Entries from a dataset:
++++++++++++++++++++

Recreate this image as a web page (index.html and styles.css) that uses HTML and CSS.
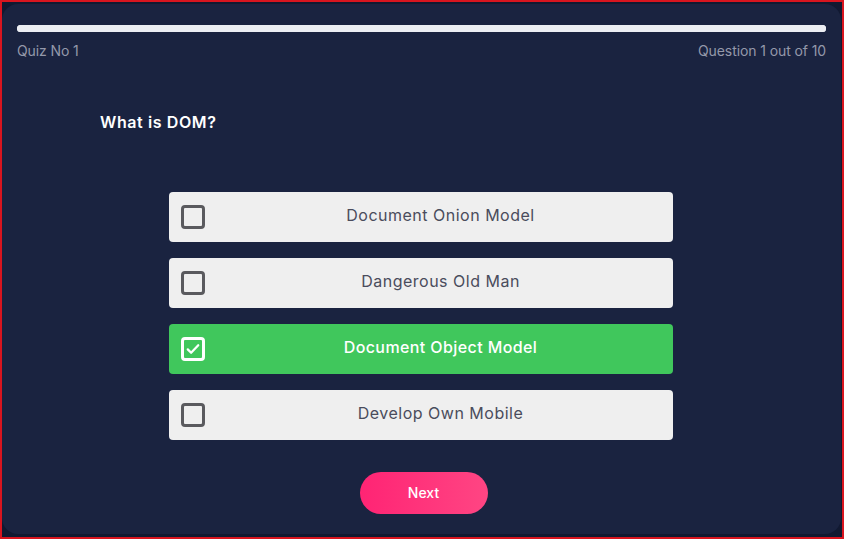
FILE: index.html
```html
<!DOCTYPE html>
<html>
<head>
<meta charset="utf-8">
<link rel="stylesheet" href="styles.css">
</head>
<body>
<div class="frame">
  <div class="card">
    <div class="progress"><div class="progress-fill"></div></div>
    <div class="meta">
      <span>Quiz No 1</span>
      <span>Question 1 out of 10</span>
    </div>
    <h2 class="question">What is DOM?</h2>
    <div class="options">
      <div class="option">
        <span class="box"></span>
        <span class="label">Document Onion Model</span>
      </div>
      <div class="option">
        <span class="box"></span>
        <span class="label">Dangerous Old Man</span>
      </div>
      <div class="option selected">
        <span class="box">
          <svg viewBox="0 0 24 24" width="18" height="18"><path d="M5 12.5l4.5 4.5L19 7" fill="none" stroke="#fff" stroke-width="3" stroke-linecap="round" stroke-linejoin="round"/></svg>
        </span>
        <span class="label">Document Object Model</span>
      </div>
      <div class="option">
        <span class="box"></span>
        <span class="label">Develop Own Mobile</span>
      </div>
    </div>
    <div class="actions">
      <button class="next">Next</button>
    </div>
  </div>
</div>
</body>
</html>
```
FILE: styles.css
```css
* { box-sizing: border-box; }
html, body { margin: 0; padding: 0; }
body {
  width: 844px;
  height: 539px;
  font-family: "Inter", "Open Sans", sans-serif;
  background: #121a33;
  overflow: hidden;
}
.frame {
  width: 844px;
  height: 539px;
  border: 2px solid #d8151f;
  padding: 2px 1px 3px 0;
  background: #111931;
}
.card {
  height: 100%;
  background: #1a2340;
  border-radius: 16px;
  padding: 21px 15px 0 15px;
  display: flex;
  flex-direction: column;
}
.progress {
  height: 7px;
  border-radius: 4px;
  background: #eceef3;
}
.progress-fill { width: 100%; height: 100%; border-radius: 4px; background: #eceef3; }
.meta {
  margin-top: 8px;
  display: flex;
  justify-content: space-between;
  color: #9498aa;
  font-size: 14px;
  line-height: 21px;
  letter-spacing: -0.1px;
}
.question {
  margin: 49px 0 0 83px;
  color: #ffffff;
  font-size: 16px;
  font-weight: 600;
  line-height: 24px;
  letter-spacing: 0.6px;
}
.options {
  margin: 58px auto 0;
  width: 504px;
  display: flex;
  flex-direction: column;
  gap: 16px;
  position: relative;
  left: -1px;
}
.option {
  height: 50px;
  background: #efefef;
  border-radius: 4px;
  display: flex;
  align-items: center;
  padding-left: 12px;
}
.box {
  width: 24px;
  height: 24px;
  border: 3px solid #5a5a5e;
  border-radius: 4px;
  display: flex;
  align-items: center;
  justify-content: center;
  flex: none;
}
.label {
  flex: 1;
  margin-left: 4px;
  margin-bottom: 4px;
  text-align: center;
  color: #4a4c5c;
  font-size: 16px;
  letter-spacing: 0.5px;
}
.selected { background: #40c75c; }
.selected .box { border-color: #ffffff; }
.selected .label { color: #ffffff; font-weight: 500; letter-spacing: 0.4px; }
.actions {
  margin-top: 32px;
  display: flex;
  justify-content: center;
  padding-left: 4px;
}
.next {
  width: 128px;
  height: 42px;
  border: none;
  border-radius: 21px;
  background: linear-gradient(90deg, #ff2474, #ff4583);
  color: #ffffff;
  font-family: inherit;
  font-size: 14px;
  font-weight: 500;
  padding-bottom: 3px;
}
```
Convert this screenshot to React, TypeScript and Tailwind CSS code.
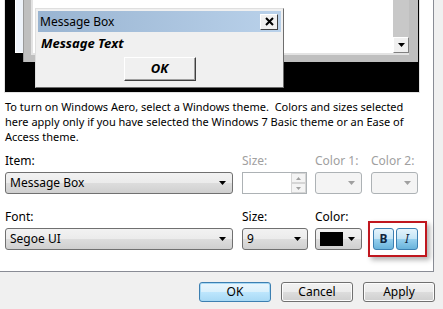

++++++++++++++++++++

## Exercise directions:
Any pictures should be dropped; transcribe the rest of the records above exactly.

## Written response:
Recreate this image as a web page (index.html and styles.css) that uses HTML and CSS.
FILE: index.html
```html
<!DOCTYPE html>
<html>
<head>
<meta charset="utf-8">
<link rel="stylesheet" href="styles.css">
</head>
<body>
<div class="frame">
  <div class="card">
    <div class="progress"><div class="progress-fill"></div></div>
    <div class="meta">
      <span>Quiz No 1</span>
      <span>Question 1 out of 10</span>
    </div>
    <h2 class="question">What is DOM?</h2>
    <div class="options">
      <div class="option">
        <span class="box"></span>
        <span class="label">Document Onion Model</span>
      </div>
      <div class="option">
        <span class="box"></span>
        <span class="label">Dangerous Old Man</span>
      </div>
      <div class="option selected">
        <span class="box">
          <svg viewBox="0 0 24 24" width="18" height="18"><path d="M5 12.5l4.5 4.5L19 7" fill="none" stroke="#fff" stroke-width="3" stroke-linecap="round" stroke-linejoin="round"/></svg>
        </span>
        <span class="label">Document Object Model</span>
      </div>
      <div class="option">
        <span class="box"></span>
        <span class="label">Develop Own Mobile</span>
      </div>
    </div>
    <div class="actions">
      <button class="next">Next</button>
    </div>
  </div>
</div>
</body>
</html>
```
FILE: styles.css
```css
* { box-sizing: border-box; }
html, body { margin: 0; padding: 0; }
body {
  width: 844px;
  height: 539px;
  font-family: "Inter", "Open Sans", sans-serif;
  background: #121a33;
  overflow: hidden;
}
.frame {
  width: 844px;
  height: 539px;
  border: 2px solid #d8151f;
  padding: 2px 1px 3px 0;
  background: #111931;
}
.card {
  height: 100%;
  background: #1a2340;
  border-radius: 16px;
  padding: 21px 15px 0 15px;
  display: flex;
  flex-direction: column;
}
.progress {
  height: 7px;
  border-radius: 4px;
  background: #eceef3;
}
.progress-fill { width: 100%; height: 100%; border-radius: 4px; background: #eceef3; }
.meta {
  margin-top: 8px;
  display: flex;
  justify-content: space-between;
  color: #9498aa;
  font-size: 14px;
  line-height: 21px;
  letter-spacing: -0.1px;
}
.question {
  margin: 49px 0 0 83px;
  color: #ffffff;
  font-size: 16px;
  font-weight: 600;
  line-height: 24px;
  letter-spacing: 0.6px;
}
.options {
  margin: 58px auto 0;
  width: 504px;
  display: flex;
  flex-direction: column;
  gap: 16px;
  position: relative;
  left: -1px;
}
.option {
  height: 50px;
  background: #efefef;
  border-radius: 4px;
  display: flex;
  align-items: center;
  padding-left: 12px;
}
.box {
  width: 24px;
  height: 24px;
  border: 3px solid #5a5a5e;
  border-radius: 4px;
  display: flex;
  align-items: center;
  justify-content: center;
  flex: none;
}
.label {
  flex: 1;
  margin-left: 4px;
  margin-bottom: 4px;
  text-align: center;
  color: #4a4c5c;
  font-size: 16px;
  letter-spacing: 0.5px;
}
.selected { background: #40c75c; }
.selected .box { border-color: #ffffff; }
.selected .label { color: #ffffff; font-weight: 500; letter-spacing: 0.4px; }
.actions {
  margin-top: 32px;
  display: flex;
  justify-content: center;
  padding-left: 4px;
}
.next {
  width: 128px;
  height: 42px;
  border: none;
  border-radius: 21px;
  background: linear-gradient(90deg, #ff2474, #ff4583);
  color: #ffffff;
  font-family: inherit;
  font-size: 14px;
  font-weight: 500;
  padding-bottom: 3px;
}
```
Convert this screenshot to React, TypeScript and Tailwind CSS code.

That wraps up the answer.